DUI checkpoints create a lot of confusion for obvious reasons. The idea that police can stop, briefly detain, and question someone without reasonable suspicion or probable cause – some individualized suspicion that the driver has done something or is doing something illegal – is problematic.

DUI checkpoints are considered regulatory (not criminal) in nature – and therefore do not require reasonable suspicion or probable cause. The test to determine if the detention or seizure from a checkpoint was justified (constitutional) depends on balancing the public interest served by the checkpoint and the interference with individual liberty.

This does not mean that all checkpoints are constitutional, however. In Ingersol v.

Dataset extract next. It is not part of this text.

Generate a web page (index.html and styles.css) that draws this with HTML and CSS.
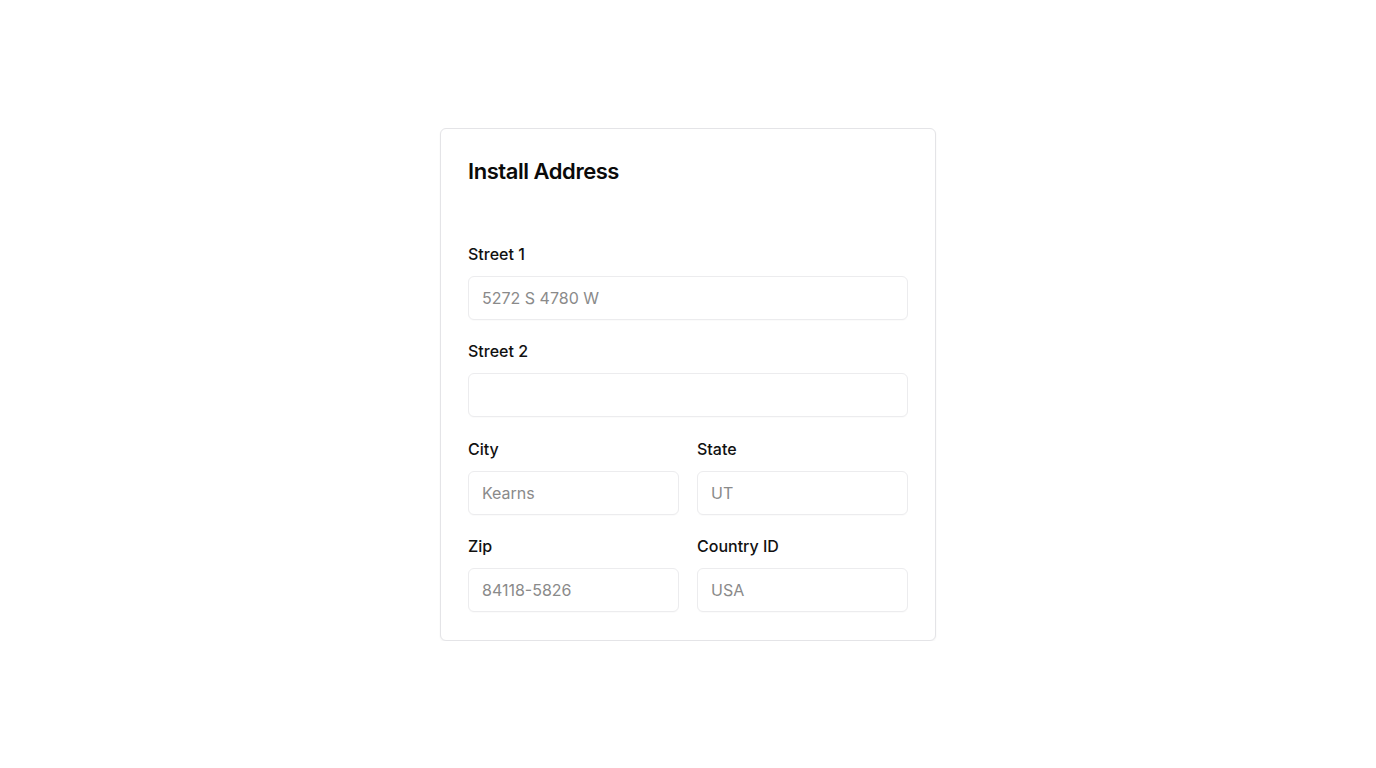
FILE: index.html
```html
<!DOCTYPE html>
<html lang="en">
<head>
<meta charset="utf-8">
<title>Install Address</title>
<link rel="stylesheet" href="styles.css">
</head>
<body>
<main class="page">
  <section class="card">
    <h2 class="card-title">Install Address</h2>
    <form class="form">
      <div class="field">
        <label class="label" for="s1">Street 1</label>
        <input class="input" id="s1" placeholder="5272 S 4780 W">
      </div>
      <div class="field">
        <label class="label" for="s2">Street 2</label>
        <input class="input" id="s2">
      </div>
      <div class="row">
        <div class="field">
          <label class="label" for="city">City</label>
          <input class="input" id="city" placeholder="Kearns">
        </div>
        <div class="field">
          <label class="label" for="state">State</label>
          <input class="input" id="state" placeholder="UT">
        </div>
      </div>
      <div class="row">
        <div class="field">
          <label class="label" for="zip">Zip</label>
          <input class="input" id="zip" placeholder="84118-5826">
        </div>
        <div class="field">
          <label class="label" for="country">Country ID</label>
          <input class="input" id="country" placeholder="USA">
        </div>
      </div>
    </form>
  </section>
</main>
</body>
</html>
```

FILE: styles.css
```css
* { box-sizing: border-box; }
html, body { margin: 0; padding: 0; background: #ffffff; }
body {
  font-family: Inter, "Noto Sans", sans-serif;
  color: #111111;
}
.page {
  display: flex;
  justify-content: center;
  padding-top: 128px;
}
.card {
  width: 496px;
  border: 1px solid #e4e4e7;
  border-radius: 6px;
  padding: 27px 27px 28px 27px;
  background: #fff;
  box-shadow: 0 1px 2px rgba(0,0,0,0.05);
}
.card-title {
  margin: 0;
  font-size: 22px;
  line-height: 30px;
  font-weight: 600;
  letter-spacing: -0.45px;
  color: #0a0a0a;
}
.form {
  margin-top: 56px;
  display: flex;
  flex-direction: column;
  gap: 19.4px;
}
.row {
  display: grid;
  grid-template-columns: 1fr 1fr;
  gap: 18px;
}
.field {
  display: flex;
  flex-direction: column;
  gap: 10px;
}
.label {
  font-size: 16px;
  line-height: 24px;
  font-weight: 500;
  color: #111;
}
.input {
  height: 44px;
  width: 100%;
  border: 1px solid #ececee;
  border-radius: 6px;
  padding: 0 13px;
  font-family: Inter, "Noto Sans", sans-serif;
  font-size: 16px;
  color: #111;
  background: #fff;
  outline: none;
  box-shadow: 0 1px 1px rgba(0,0,0,0.02);
}
.input::placeholder { color: #8a8a8a; }
```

Palmer (1987) 43 Cal.3rd 1321, the court set specified criteria that must be considered when a checkpoint is implemented:

  1. Supervisory law enforcement personnel establish the checkpoint; selection of the site; and procedures for the operation.
  2. Neutral formula is established for stopping the vehicles – for example, every second driver, fourth driver, etc.
  3. Adequate safety precautions are taken – for example, warning signs, proper lighting, signals, etc.
  4. The location was reasonable, for example, has high incidence of alcohol related incidents; and the checkpoint was determined by a policy making official.
  5. Good judgment with respect to the timing and duration of the checkpoint.
  6. The checkpoint indicates its official nature – this is supposed to ensure the public that the checkpoint was authorized.
  7. The length and nature of the detention was minimal.
  8. Advanced publicity of the checkpoint was provided.